Estos elementos fuente de lo que pretende la educación y que a la vez son imagen material de la misma porque a partir de ellos será posible hablar de su calidad, es decir, que con posterioridad a la experiencia de aprendizaje serán parámetros fundamentales para valorar aquélla, tienen como origen una sociedad política y económica desigual, pero deben vincularse sustancialmente con la equidad en dos momentos: primero, el momento de preparación de la acción educativa en todos los niveles del sistema escolar y de la administración pública, de modo que se organicen adecuadamente las condiciones de la labor de la escuela para que de ellas pueda decirse tanto que son equitativas como que su dinámica está orientada al acrecentamiento de la equidad.
El mandato constitucional de ofrecer educación de calidad con equidad es un potente organizador de los elementos de la educación, sí, pero como se trata de una obligación del Estado, debe admitirse, debe aceptarse también, que su potencia alcance a la organización de la acción del gobierno en todos sus ámbitos, de modo específico, en todos los que concurren en la elaboración e implementación de las políticas educacionales.

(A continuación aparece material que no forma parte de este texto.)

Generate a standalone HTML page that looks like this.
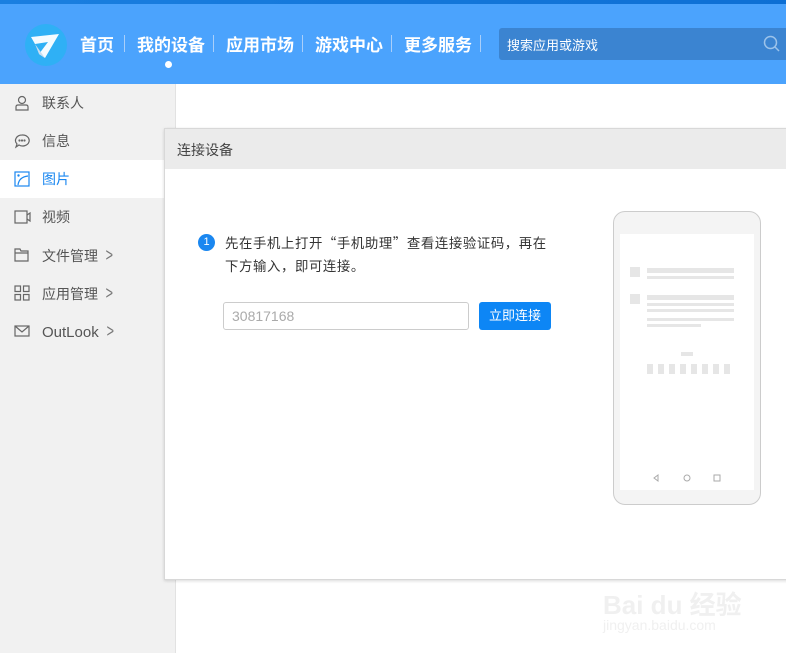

Al mencionar sólo al Estado no se está dejando de lado a la sociedad, pues aquél no existe sin esta; todo lo contrario, existe para bien de ella. Lo que hace falta es la apertura de los gobernantes para incorporar en sus acciones las demandas específicas de la sociedad o de grupos de ella, sin que esto signifique que se dé paso a intereses contrapuestos o desintegradores de la escuela, pues el objetivo de toda participación social ha de ser el de realizar el derecho a la educación precisando las necesidades que deben ser atendidas, es decir, afinando la relevancia del servicio educativo de acuerdo con todos los valores de la democracia, de acuerdo con el conjunto de los derechos.
El segundo momento en el que los elementos fuente de la educación deben vincularse con la equidad es cuando la educación se realice y dé como fruto una formación de los ciudadanos y las ciudadanas que les ayude a ser conscientes de su dignidad por haber vivido una experiencia pedagógica enmarcada en el objetivo de la equidad, lo cual fortalece la pertinencia, cualidad que colabora a que la sociedad avance hacia la equidad de manera continua, gradual. Con esto se hace visible que se trata de crear un círculo virtuoso entre lo abstracto de los postulados jurídicos y las cualidades de la persona y de la sociedad en términos de equidad y de convivencia democrática.
Esta sociedad que forma así a sus ciudadanos y ciudadanas, fortalece su convivencia con el conjunto de valores que sustentan el derecho a la educación y tendrá la capacidad, también gradual, de retroalimentar o reconstruir sin pausa, sin descanso el currículo, como medio de formación, como guía de la vida escolar, de tal forma que se borre la diferencia entre los currículos, es decir, que el vivido no se oponga al planeado, o en otras palabras, que deje de haber un currículo oculto. Será una escuela abierta en una sociedad abierta.
Esto permite volver al origen de la presencia de la equidad en el artículo tercero constitucional: su incorporación como valor a la configuración de los que ya definían el contenido y fines del derecho a la educación, expresa el reconocimiento político de que uno de los grandes problemas de la sociedad, si no es que el fundamental, es la desigual participación de los ciudadanos y las ciudadanas en la producción y aprovechamiento de las relaciones sociales, económicas y políticas que la estructuran.
La presencia de la equidad en la ecuación de la calidad de la educación indica la necesidad de una transformación moral del servicio educativo, el cual está muy influido, y más, determinado en algunos de sus elementos, por lo que ocurre afuera de la escuela. Esto no es nuevo, ha acompañado la historia de la creación del servicio educativo. Lo nuevo está en la perspectiva de la equidad como lugar desde el cual juzgar la calidad.
A modo de conclusión, puede afirmarse que cuando se realizan el aprendizaje y la equidad y estrechan en la praxis su relación como lo expresa la fórmula CE = ae (la calidad de la educación es igual al aprendizaje multiplicado por la equidad), es entonces que se construye como experiencia personal y como bien social el derecho a la educación, porque esta ha incorporado sustantivamente los principios de dignidad e igualdad ciudadana y, por la presencia activa de ellos diseñando y ofreciendo el servicio educativo, ha operado una transformación moral de la sociedad y del gobierno.
En ese entonces, el ciudadano y la ciudadana están aprendiendo por medio del currículo escolar y, lo que es de mayor alcance, por las relaciones sociales, políticas y económicas. Aprendizaje y equidad son dos fines de distinto alcance, subordinado el primero al segundo. Su vínculo es tan íntimo o constitutivo, que sólo por su relación ocurre el ansiado valor social, político y escolar al que se da el nombre de calidad de la educación.